← Back to context

Comment by jemmyw

8 months ago

Adding fluoride to water is a strange topic people get very worked up about. The levels of added fluoride are very low, it's been well studied at this point. Some places in the world need to filter out naturally occurring fluoride, which is one of the reasons that not everywhere adds it.

In NZ we appear to be moving in the opposite direction where central govt is now going to mandate the addition of fluoride where it was previously a local decision.

The levels of added fluoride are very low, it's been well studied at this point.

If you want to steel man the argument you should point out that the maximum allowed fluoride levels in US are quite a bit higher than in, for example the EU (on the order of 3 times higher), and that some recent studies have indicated some potential health risks for young children who consume a lot of water around the very top end of what the US allows.

Of course the correct response to this is to overhaul the recommendations and lower the maximum allowed levels, not to issue state wide bans.

  • Bans are more effective. There’s always some local hero in the water supply org who thinks he knows what’s best for everyone and modifies the fluoride amount to his liking. For example there was someone in Virginia a few years ago who lowered the fluoride to sensible levels and was fired for it.
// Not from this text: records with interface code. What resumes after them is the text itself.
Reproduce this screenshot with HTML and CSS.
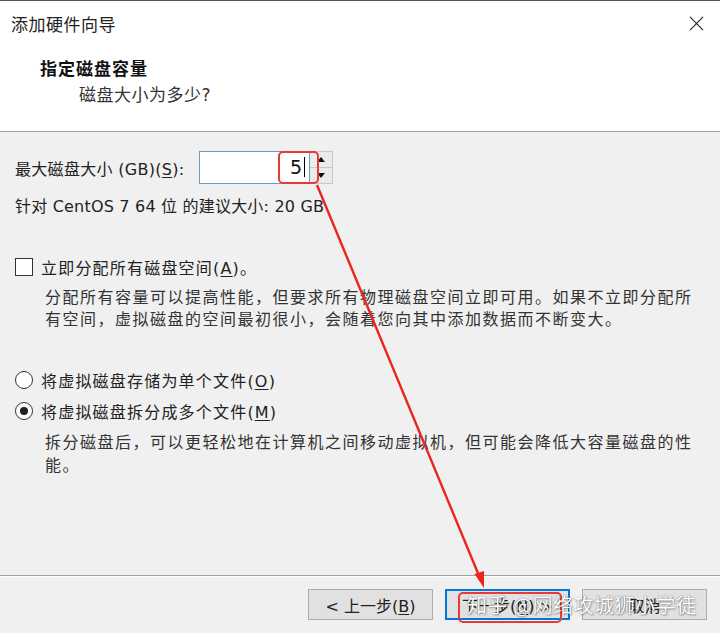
FILE: index.html
```html
<!DOCTYPE html>
<html lang="zh-CN">
<head>
    <meta charset="UTF-8">
    <title>添加硬件向导</title>
    <link rel="stylesheet" href="styles.css">
</head>
<body>
    <div class="window">
        <div class="titlebar">
            <span class="title">添加硬件向导</span>
            <svg class="close" width="16" height="16" viewBox="0 0 16 16">
                <path d="M1 1 L15 15 M15 1 L1 15" stroke="#222" stroke-width="1.2" fill="none"/>
            </svg>
        </div>
        <div class="header">
            <h1>指定磁盘容量</h1>
            <p>磁盘大小为多少?</p>
        </div>
        <div class="content">
            <div class="size_row">
                <label>最大磁盘大小 (GB)(<u>S</u>):</label>
                <div class="spin">
                    <div class="spin_input">5<span class="caret"></span></div>
                    <div class="spin_btns">
                        <div class="spin_btn"><span class="tri_up"></span></div>
                        <div class="spin_btn"><span class="tri_down"></span></div>
                    </div>
                </div>
            </div>
            <p class="recommend">针对 CentOS 7 64 位 的建议大小: 20 GB</p>
            <div class="option check_row">
                <span class="checkbox"></span>
                <span>立即分配所有磁盘空间(<u>A</u>)。</span>
            </div>
            <p class="desc">分配所有容量可以提高性能，但要求所有物理磁盘空间立即可用。如果不立即分配所有空间，虚拟磁盘的空间最初很小，会随着您向其中添加数据而不断变大。</p>
            <div class="option radio_first">
                <span class="radio"></span>
                <span>将虚拟磁盘存储为单个文件(<u>O</u>)</span>
            </div>
            <div class="option radio_second">
                <span class="radio checked"></span>
                <span>将虚拟磁盘拆分成多个文件(<u>M</u>)</span>
            </div>
            <p class="desc desc2">拆分磁盘后，可以更轻松地在计算机之间移动虚拟机，但可能会降低大容量磁盘的性能。</p>
        </div>
        <div class="footer">
            <button class="btn">&lt; 上一步(<u>B</u>)</button>
            <button class="btn btn_default">下一步(<u>N</u>) &gt;</button>
            <button class="btn">取消</button>
        </div>
    </div>

    <!-- 标注 -->
    <div class="mark mark_input"></div>
    <div class="mark mark_next"></div>
    <svg class="arrow" width="720" height="633" viewBox="0 0 720 633">
        <line x1="317" y1="185" x2="480" y2="578" stroke="#e8261c" stroke-width="2.4"/>
        <polygon points="484,588 474.5,574 484,571" fill="#e8261c"/>
    </svg>
    <div class="watermark">知乎 @网络攻城狮小学徒</div>
</body>
</html>
```

FILE: styles.css
```css
*{
    box-sizing: border-box;
}
body{
    margin: 0;
    width: 720px;
    height: 633px;
    overflow: hidden;
    position: relative;
    font-family: "DejaVu Sans", "Noto Sans CJK SC", sans-serif;
    font-size: 16px;
    color: #222;
    background-color: #f0f0f0;
}
u{
    text-decoration: underline;
    text-underline-offset: 2px;
}
.window{
    height: 633px;
    display: flex;
    flex-direction: column;
    border-top: 1px solid #555;
}
.titlebar{
    height: 45px;
    background-color: #fff;
    display: flex;
    align-items: center;
    justify-content: space-between;
    padding: 0 16px 0 11px;
}
.title{
    font-family: "Noto Sans CJK SC", sans-serif;
    font-size: 17px;
    letter-spacing: 0.5px;
    color: #222;
}
.close{
    width: 15px;
    height: 15px;
}
.header{
    height: 86px;
    background-color: #fff;
    border-bottom: 1px solid #a0a0a0;
    padding: 10px 0 0 40px;
}
.header h1{
    margin: 0;
    font-family: "Noto Sans CJK SC", sans-serif;
    font-size: 17px;
    line-height: 24px;
    font-weight: bold;
    letter-spacing: 1px;
    color: #111;
}
.header p{
    margin: 3px 0 0 39px;
    font-size: 17px;
    line-height: 24px;
    letter-spacing: 0.5px;
    color: #333;
}
.content{
    flex: 1;
    padding: 19px 0 0 15px;
}
.size_row{
    display: flex;
    align-items: center;
    height: 33px;
}
.size_row label{
    width: 184px;
    letter-spacing: 0.3px;
}
.spin{
    display: flex;
    height: 33px;
}
.spin_input{
    width: 111px;
    height: 33px;
    background-color: #fff;
    border: 1px solid #6f98c4;
    text-align: right;
    padding-right: 4px;
    line-height: 31px;
    font-size: 19px;
    color: #111;
}
.caret{
    display: inline-block;
    width: 1px;
    height: 20px;
    background-color: #000;
    margin-left: 2px;
    vertical-align: -3px;
}
.spin_btns{
    width: 23px;
    display: flex;
    flex-direction: column;
    border: 1px solid #c8c8c8;
    border-left: none;
}
.spin_btn{
    flex: 1;
    background-color: #ebebeb;
    display: flex;
    align-items: center;
    justify-content: center;
}
.spin_btn + .spin_btn{
    border-top: 1px solid #c8c8c8;
}
.tri_up{
    border: 4px solid transparent;
    border-bottom: 5px solid #111;
    border-top: none;
}
.tri_down{
    border: 4px solid transparent;
    border-top: 5px solid #111;
    border-bottom: none;
}
.recommend{
    margin: 12px 0 0;
    line-height: 22px;
    letter-spacing: 0.2px;
}
.option{
    display: flex;
    align-items: center;
    height: 22px;
    letter-spacing: 1.2px;
}
.check_row{
    margin-top: 38px;
}
.checkbox{
    width: 18px;
    height: 18px;
    border: 1px solid #333;
    background-color: #fff;
    margin-right: 8px;
}
.desc{
    margin: 9px 0 0 30px;
    width: 656px;
    line-height: 22px;
    letter-spacing: 1.5px;
    color: #333;
}
.radio_first{
    margin-top: 38px;
}
.radio_second{
    margin-top: 9px;
}
.radio{
    width: 18px;
    height: 18px;
    border: 1px solid #333;
    border-radius: 50%;
    background-color: #fff;
    margin-right: 8px;
    display: flex;
    align-items: center;
    justify-content: center;
}
.radio.checked::after{
    content: "";
    width: 8px;
    height: 8px;
    border-radius: 50%;
    background-color: #222;
}
.desc2{
    line-height: 23px;
}
.footer{
    height: 58px;
    border-top: 1px solid #a0a0a0;
    box-shadow: inset 0 1px 0 #fff;
    display: flex;
    justify-content: flex-end;
    gap: 12px;
    padding: 13px 13px 0 0;
}
.btn{
    width: 125px;
    height: 31px;
    background-color: #e1e1e1;
    border: 1px solid #adadad;
    font-family: "DejaVu Sans", "Noto Sans CJK SC", sans-serif;
    font-size: 16px;
    color: #222;
    padding: 0;
}
.btn_default{
    border: 2px solid #0078d7;
}
.mark{
    position: absolute;
    border: 2px solid #e53a35;
    border-radius: 5px;
}
.mark_input{
    left: 278px;
    top: 151px;
    width: 41px;
    height: 33px;
}
.mark_next{
    left: 458px;
    top: 592px;
    width: 104px;
    height: 31px;
}
.arrow{
    position: absolute;
    left: 0;
    top: 0;
}
.watermark{
    position: absolute;
    left: 467px;
    top: 591px;
    font-family: "Noto Sans CJK SC", sans-serif;
    font-size: 20px;
    line-height: 28px;
    letter-spacing: 0.5px;
    color: #fff;
    text-shadow: 0 0 1px rgba(0,0,0,0.6), 1px 1px 2px rgba(0,0,0,0.3);
}
```
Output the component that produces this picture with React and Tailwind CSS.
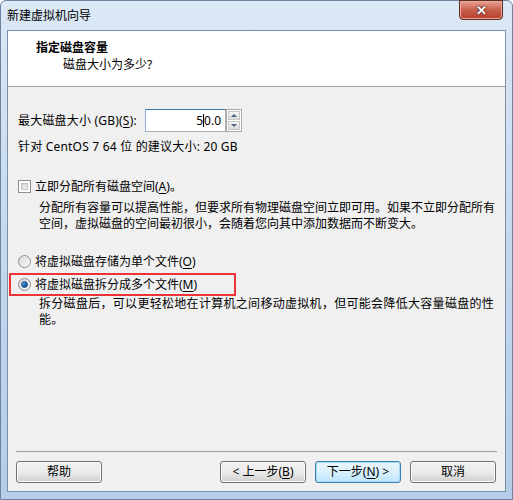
import React from "react";

const font = { fontFamily: '"Noto Sans", "Noto Sans CJK SC", sans-serif' };

function U({ children }) {
  return <span className="underline underline-offset-2">{children}</span>;
}

function Checkbox() {
  return (
    <div className="w-[13px] h-[13px] border border-[#8f8f8f] bg-white p-[2px] shrink-0">
      <div className="w-full h-full border border-[#c4c4c4] bg-gradient-to-br from-[#d4d4d4] to-[#f4f4f4]" />
    </div>
  );
}

function Radio({ checked }) {
  return (
    <div className="w-[13px] h-[13px] rounded-full border border-[#8f8f8f] bg-gradient-to-br from-[#d8d8d8] to-[#fafafa] flex items-center justify-center shrink-0">
      {checked && (
        <div className="w-[7px] h-[7px] rounded-full bg-gradient-to-br from-[#7ec4f0] via-[#1c72b8] to-[#0d4f8a] border border-[#1a4d7a]" />
      )}
    </div>
  );
}

function Button({ children, primary, className = "" }) {
  return (
    <div
      className={
        "w-[86px] h-[22px] rounded-[3px] border flex items-center justify-center text-[12px] text-black " +
        (primary
          ? "border-[#3c7fb1] bg-gradient-to-b from-[#eaf6fd] via-[#d9f0fc] to-[#bee6fd] shadow-[inset_0_0_0_1px_#a9dbf6] "
          : "border-[#707070] bg-gradient-to-b from-[#f2f2f2] via-[#ebebeb] to-[#cfcfcf] shadow-[inset_0_0_0_1px_#fcfcfc] ") +
        className
      }
    >
      {children}
    </div>
  );
}

export default function App() {
  return (
    <div style={font} className="w-[513px] h-[500px] overflow-hidden bg-white">
      <div className="w-[513px] h-[500px] flex flex-col rounded-t-[6px] border border-[#6d829c] bg-gradient-to-b from-[#dbe8f6] via-[#c4d8ee] to-[#b5cde8]">
        {/* title bar */}
        <div className="h-[29px] flex items-start relative shrink-0">
          <div className="pl-[6px] pt-[7px] text-[12px] text-black leading-[16px]">新建虚拟机向导</div>
          <div className="absolute right-[9px] top-[-1px] w-[44px] h-[20px] rounded-b-[4px] border border-[#5d2a25] bg-gradient-to-b from-[#e8a293] via-[#c85e4c] to-[#b7402d] flex items-center justify-center shadow-[inset_0_0_0_1px_#e9a899]">
            <span className="text-white text-[13px] font-bold leading-none" style={{ textShadow: "0 0 2px #3b1510, 0 0 1px #3b1510" }}>✕</span>
          </div>
        </div>

        {/* client */}
        <div className="flex-1 mx-[6px] mb-[7px] border border-[#7d8fa5] flex flex-col bg-[#f0f0f0]">
          <div className="h-[56px] bg-white border-b border-[#a0a0a0] shrink-0 pt-[9px]">
            <div className="pl-[28px] text-[12px] font-bold leading-[16px] text-black">指定磁盘容量</div>
            <div className="pl-[55px] text-[12px] leading-[16px] mt-[1px] text-black">磁盘大小为多少?</div>
          </div>

          <div className="flex-1 flex flex-col pl-[10px] pr-[10px] text-[12px] text-black">
            <div className="flex items-center mt-[22px] h-[23px]">
              <span className="leading-[15px] w-[127px] tracking-[0.2px]">
                最大磁盘大小 (GB)(<U>S</U>):
              </span>
              <div className="flex h-[23px]">
                <div className="w-[81px] h-[23px] bg-white border border-[#abadb3] border-t-[#3d7bad] border-l-[#8db2e3] flex items-center justify-end pr-[4px] text-[12px]">
                  <span>5</span>
                  <span className="inline-block w-[1px] h-[13px] bg-black" />
                  <span>0.0</span>
                </div>
                <div className="w-[16px] h-[23px] flex flex-col border border-[#a9a9a9] bg-white">
                  <div className="flex-1 m-[1px] mb-0 bg-gradient-to-b from-[#f4f4f4] to-[#dcdcdc] border border-[#c6c6c6] flex items-center justify-center">
                    <div className="w-0 h-0 border-l-[3px] border-r-[3px] border-b-[3px] border-l-transparent border-r-transparent border-b-[#4d6185]" />
                  </div>
                  <div className="flex-1 m-[1px] bg-gradient-to-b from-[#f4f4f4] to-[#dcdcdc] border border-[#c6c6c6] flex items-center justify-center">
                    <div className="w-0 h-0 border-l-[3px] border-r-[3px] border-t-[3px] border-l-transparent border-r-transparent border-t-[#4d6185]" />
                  </div>
                </div>
              </div>
            </div>

            <div className="mt-[7px] leading-[15px] tracking-[0.2px]">针对 CentOS 7 64 位 的建议大小: 20 GB</div>

            <div className="mt-[25px] flex items-center gap-[4px] h-[15px]">
              <Checkbox />
              <span className="leading-[15px]">
                立即分配所有磁盘空间(<U>A</U>)。
              </span>
            </div>

            <div className="mt-[6px] pl-[21px] leading-[16px] whitespace-nowrap">
              分配所有容量可以提高性能，但要求所有物理磁盘空间立即可用。如果不立即分配所有
              <br />
              空间，虚拟磁盘的空间最初很小，会随着您向其中添加数据而不断变大。
            </div>

            <div className="mt-[22px] flex items-center gap-[4px] h-[15px]">
              <Radio />
              <span className="leading-[15px]">
                将虚拟磁盘存储为单个文件(<U>O</U>)
              </span>
            </div>

            <div className="relative mt-[8px] flex items-center gap-[4px] h-[15px]">
              <div className="absolute left-[-9px] top-[-4px] w-[227px] h-[23px] border-2 border-[#ee3338]" />
              <Radio checked />
              <span className="leading-[15px]">
                将虚拟磁盘拆分成多个文件(<U>M</U>)
              </span>
            </div>

            <div className="mt-[4px] pl-[21px] leading-[16px] whitespace-nowrap tracking-[0.3px]">
              拆分磁盘后，可以更轻松地在计算机之间移动虚拟机，但可能会降低大容量磁盘的性
              <br />
              能。
            </div>

            <div className="flex-1" />

            <div className="border-t border-[#a0a0a0] mx-[-2px]" />
            <div className="flex items-center h-[22px] mt-[9px] mb-[8px]">
              <Button className="ml-[-2px]">帮助</Button>
              <div className="flex-1" />
              <Button>
                &lt; 上一步(<U>B</U>)
              </Button>
              <Button primary className="ml-[9px]">
                下一步(<U>N</U>) &gt;
              </Button>
              <Button className="ml-[9px] mr-[-1px]">取消</Button>
            </div>
          </div>
        </div>
      </div>
    </div>
  );
}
> Adding fluoride to water is a strange topic people get very worked up about

Yes. It's weird, it seems to be given a special level of paranoia. And it's a longstanding one, the paranoid general in Dr Strangelove was obsessed with fluoridation.

Lots of substances have arguments over safe legal levels, with varying levels of scientific evidence. This seems to have a crusade, and I wonder who started it.

The recent NIH meta-study indicated there may be neurotoxic effects at concentrations within an order of magnitude of the recommended drinking water level (perhaps even at just 2x the recommendation), I wouldn't call that "very low".

https://pmc.ncbi.nlm.nih.gov/articles/PMC6923889/

  • https://www.sciencedirect.com/science/article/pii/S003335062...

    The best research I've seen on this, from NZ, suggests the neurocognitive effect in typical fluoridation programs is about as close to zero as you can get.

    I admit I think people were stigmatized for raising concerns about it before, and find it sort of weird it was added without more safety data, but by the same token I think the most rigorous evidence suggests its pretty safe at the typical concentrations of most fluoridation programs.

  • I love the responses of people on the left on this issue. Can’t wait for the eventual group amnesia when the scientific consensus changes.

    • I actually consider myself "on the left," but find their turn to a sort of scientistic blind trust of anything remotely billed as "public health" during COVID to have been disastrous.

      1 reply →

would you agree with a multivitamin being dissolved and added to the water? why or why not?

  • If some areas had sufficient levels of that multivitamin in the water naturally and it produced a benefit, then it would make sense to add similar levels of that multivitamin to the water supplies that lacked it.

  • that would be great. maybe some electrolytes too.

    • While we're at it, I think my city could benefit from a subtle strawberry flavoring. Perhaps strawberry-banana would suit us best. The only question would be, aspartame or HFCS?